Joël-François Durand, composer |
Le chemin (1994)
for Piano
Program Notes
Le
chemin ("the path") is a revised version of the piano
part of my Piano Concerto (1993). The title
originated after the music was written. As I was trying to
collect my ideas about the music, I progressively realized
that these ideas, although originally strictly musical, were
in deep relation with experiences in my student days,
walking for hours in the extraordinary German Black Forest,
near Freiburg. As I looked back at this piano part, I became
fascinated by the emotional relationships between the music
(as well as its construction, its temporal organization, as
it were) and these times spent on paths in the forest. This
seemed to me very telling of what constitutes a certain form
of "programatic" music, where the real associations,
abstract at first and outside any sort of narrative content
(which don't exist in this case, anyway), exist in fact in a
deep subconscious, before-language world. These observations
unveil the imminently "subjective" nature of the music,
organized primarily on a motivic basis. In the Piano Concerto this overt subjectivity is opposed
to the radically more objective ("formed") organization of
the orchestral part. The last third of the Concerto, as well
as that of Le chemin, exposes an inversion of this process,
whereby the music in the piano part is now forced into
severe structural constraints, elaborated independently from
its material in the first half, and resulting in fragmented,
and therefore concealed, presentations of a basic melodic
line.
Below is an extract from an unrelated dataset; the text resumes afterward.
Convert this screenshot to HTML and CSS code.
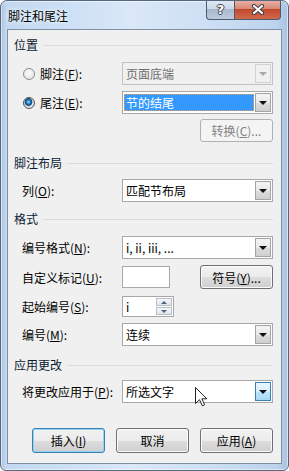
FILE: index.html
```html
<!DOCTYPE html>
<html lang="zh-CN">
<head>
<meta charset="utf-8">
<title>脚注和尾注</title>
<link rel="stylesheet" href="styles.css">
</head>
<body>
<div class="window">
  <div class="titlebar">
    <span class="title">脚注和尾注</span>
    <div class="caps">
      <div class="cap help"><span>?</span></div>
      <div class="cap close">
        <svg width="14" height="11" viewBox="0 0 14 11"><path d="M3 2 L11 9 M11 2 L3 9" stroke="#3a3f47" stroke-width="4.2" stroke-linecap="round"/><path d="M3 2 L11 9 M11 2 L3 9" stroke="#fff" stroke-width="2.2" stroke-linecap="round"/></svg>
      </div>
    </div>
  </div>
  <div class="client">
    <div class="gh m8"><span>位置</span></div>
    <div class="row rad m10">
      <span class="radio"></span><label>脚注(<u>F</u>):</label>
      <div class="combo dis"><span class="val">页面底端</span><span class="arrow"></span></div>
    </div>
    <div class="row rad m6">
      <span class="radio on"></span><label>尾注(<u>E</u>):</label>
      <div class="combo"><span class="val sel">节的结尾</span><span class="arrow"></span></div>
    </div>
    <div class="row end m5">
      <div class="btn dis">转换(<u>C</u>)...</div>
    </div>

    <div class="gh m14"><span>脚注布局</span></div>
    <div class="row m9">
      <label>列(<u>O</u>):</label>
      <div class="combo"><span class="val">匹配节布局</span><span class="arrow"></span></div>
    </div>

    <div class="gh m10"><span>格式</span></div>
    <div class="row m10">
      <label>编号格式(<u>N</u>):</label>
      <div class="combo"><span class="val">i, ii, iii, ...</span><span class="arrow"></span></div>
    </div>
    <div class="row tall m6">
      <label>自定义标记(<u>U</u>):</label>
      <div class="input"></div>
      <div class="btn push">符号(<u>Y</u>)...</div>
    </div>
    <div class="row short m7">
      <label>起始编号(<u>S</u>):</label>
      <div class="spin"><span class="val">i</span><span class="spinbtns"><span class="sb up"></span><span class="sb down"></span></span></div>
    </div>
    <div class="row m6">
      <label>编号(<u>M</u>):</label>
      <div class="combo"><span class="val">连续</span><span class="arrow"></span></div>
    </div>

    <div class="gh m12"><span>应用更改</span></div>
    <div class="row m8">
      <label>将更改应用于(<u>P</u>):</label>
      <div class="combo"><span class="val">所选文字</span><span class="arrow hot"></span></div>
    </div>

    <div class="row end buttons m25">
      <div class="btn def">插入(<u>I</u>)</div>
      <div class="btn">取消</div>
      <div class="btn">应用(<u>A</u>)</div>
    </div>
  </div>
  <svg class="cursor" width="13" height="20" viewBox="0 0 13 20"><path d="M0.5 0.5 L0.5 16.5 L4.5 12.7 L7.3 18.8 L9.6 17.8 L6.9 11.8 L11.8 11.8 Z" fill="#fff" stroke="#222" stroke-width="1" stroke-linejoin="round"/></svg>
</div>
</body>
</html>
```

FILE: styles.css
```css
* { box-sizing: border-box; }
html, body { margin: 0; padding: 0; background: #fff; }
body {
  font-family: "Noto Sans CJK SC", "Microsoft YaHei", sans-serif;
  font-size: 12px;
  color: #000;
}
u { text-decoration: underline; text-underline-offset: 1px; }

.window {
  position: relative;
  width: 289px;
  height: 471px;
  border: 1px solid #56687f;
  border-radius: 7px 7px 6px 6px;
  background: linear-gradient(to right, #a9c2e0 0, #c3d8f0 5px, #cde0f5 25%, #dae8f7 45%, #cfe0f4 70%, #bcd3ed 96%, #a9c2e0 100%);
  box-shadow: inset 0 0 0 1px rgba(255,255,255,.55);
  display: flex;
  flex-direction: column;
  overflow: hidden;
}

.titlebar {
  flex: none;
  height: 28px;
  display: flex;
  align-items: flex-start;
}
.title {
  padding: 7px 0 0 7px;
  line-height: 16px;
  color: #000;
  text-shadow: 0 0 5px #f2f8ff, 0 0 3px #f2f8ff;
}
.caps {
  margin-left: auto;
  margin-right: 7px;
  margin-top: -1px;
  display: flex;
}
.cap {
  height: 20px;
  border: 1px solid #4b5b70;
  border-top: 0;
  display: flex;
  align-items: center;
  justify-content: center;
}
.help {
  width: 28px;
  border-right: 0;
  border-radius: 0 0 0 4px;
  background: linear-gradient(#e2eaf3 0, #cdd9e7 45%, #a8b9ce 50%, #bccbdc 100%);
}
.help span {
  font-family: "DejaVu Sans", sans-serif;
  font-weight: bold;
  font-size: 13px;
  color: #fff;
  line-height: 14px;
  text-shadow: 1px 0 0 #3a3f47, -1px 0 0 #3a3f47, 0 1px 0 #3a3f47, 0 -1px 0 #3a3f47;
}
.close {
  width: 47px;
  border-radius: 0 0 4px 0;
  background: linear-gradient(#ebb4a8 0, #d98a77 45%, #c3492e 50%, #d06a4d 100%);
}
.close svg { display: block; }

.client {
  flex: none;
  height: 435px;
  margin: 0 6px;
  background: #f0f0f0;
  border: 1px solid #7f90a5;
  padding: 0 8px 0 6px;
  display: flex;
  flex-direction: column;
}

.m5 { margin-top: 5px; }
.m6 { margin-top: 6px; }
.m7 { margin-top: 7px; }
.m8 { margin-top: 8px; }
.m9 { margin-top: 9px; }
.m10 { margin-top: 10px; }
.m12 { margin-top: 12px; }
.m14 { margin-top: 14px; }
.m25 { margin-top: 25px; }

.gh {
  flex: none;
  display: flex;
  align-items: center;
  gap: 5px;
  height: 14px;
  line-height: 14px;
  color: #0b1a33;
}
.gh::after {
  content: "";
  flex: 1;
  height: 1px;
  background: #d5dde5;
}

.row {
  flex: none;
  display: flex;
  align-items: center;
  height: 23px;
  padding-left: 8px;
}
.row.tall { height: 24px; }
.row.short { height: 21px; }
.row.rad { padding-left: 9px; }
.row label { flex: 0 0 100px; white-space: nowrap; }
.row.rad label { flex: 0 0 82px; }
.row.end { justify-content: flex-end; }
.row.buttons { height: 25px; gap: 11px; }

.radio {
  width: 12px;
  height: 12px;
  border-radius: 50%;
  border: 1px solid #8c8e90;
  background: radial-gradient(circle at 50% 40%, #fafafa 0, #ececec 60%, #d4d4d4 100%);
  margin-right: 5px;
  flex: none;
}
.radio.on {
  border-color: #4b5258;
  background: radial-gradient(circle at 45% 40%, #9fe0ff 0, #2d91d6 1.6px, #0d4f8c 3.2px, #3a4e60 3.6px, #dcdcdc 4.2px, #f2f2f2 100%);
}

.combo {
  width: 151px;
  height: 100%;
  border: 1px solid #a8a8a8;
  background: #fff;
  display: flex;
  align-items: stretch;
  flex: none;
}
.val {
  flex: 1;
  padding-left: 3px;
  line-height: 21px;
  white-space: nowrap;
}
.val.sel {
  margin: 2px 1px 2px 1px;
  padding-left: 1px;
  line-height: 15px;
  background: #3399ff;
  color: #fff;
  border: 1px dotted #f0a050;
}
.arrow {
  width: 16px;
  margin: 1px 1px 1px 0;
  border: 1px solid #a4a4a4;
  background: linear-gradient(#f4f4f4 0, #e9e9e9 50%, #dcdcdc 51%, #d0d0d0 100%);
  display: flex;
  align-items: center;
  justify-content: center;
}
.arrow::after {
  content: "";
  border-left: 4px solid transparent;
  border-right: 4px solid transparent;
  border-top: 4px solid #111;
}
.arrow.hot {
  border-color: #3c7fb1;
  background: linear-gradient(#eaf6fd 0, #d9f0fc 50%, #bee6fd 51%, #a7d9f5 100%);
}
.combo.dis {
  background: #f0f0f0;
  border-color: #c2c2c2;
  color: #6d6d6d;
}
.combo.dis .arrow {
  border-color: #d2d2d2;
  background: #f0f0f0;
}
.combo.dis .arrow::after { border-top-color: #a8a8a8; }

.btn {
  width: 73px;
  height: 100%;
  flex: none;
  border: 1px solid #707070;
  border-radius: 3px;
  background: linear-gradient(#f2f2f2 0, #ebebeb 50%, #dddddd 51%, #cfcfcf 100%);
  box-shadow: inset 0 0 0 1px #fbfbfb;
  display: flex;
  align-items: center;
  justify-content: center;
  white-space: nowrap;
}
.btn.dis {
  border-color: #adb2b5;
  background: #f4f4f4;
  color: #838383;
  box-shadow: none;
}
.btn.def {
  border-color: #3c7fb1;
  box-shadow: inset 0 0 0 1px #8fd5f3;
}
.btn.push { margin-left: auto; }

.input {
  width: 48px;
  height: 22px;
  border: 1px solid #a8a8a8;
  background: #fff;
  flex: none;
}

.spin {
  width: 52px;
  height: 21px;
  border: 1px solid #a8a8a8;
  background: #fff;
  display: flex;
  flex: none;
}
.spin .val { line-height: 19px; }
.spinbtns {
  width: 16px;
  margin: 1px 1px 1px 0;
  display: flex;
  flex-direction: column;
  gap: 1px;
}
.sb {
  flex: 1;
  border: 1px solid #b9bfc7;
  background: linear-gradient(#f5f7fa, #dfe5ec);
  display: flex;
  align-items: center;
  justify-content: center;
}
.sb::after {
  content: "";
  border-left: 3px solid transparent;
  border-right: 3px solid transparent;
}
.sb.up::after { border-bottom: 3px solid #4f6580; }
.sb.down::after { border-top: 3px solid #4f6580; }

.cursor {
  position: absolute;
  left: 194px;
  top: 386px;
}
```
This leads to an annihiliation of the "expressive"
potential of the piano part, a narrowing of the range of its
emotional capacities. It is after the journey through this
expressive desert that the musical line is able to
reconstitute a continuity, to sing again. The ending of the
work brings to light a sort of utopian panorama, where
subject and object can co-exist peacefully. Le chemin is dedicated to Stefan Litwin.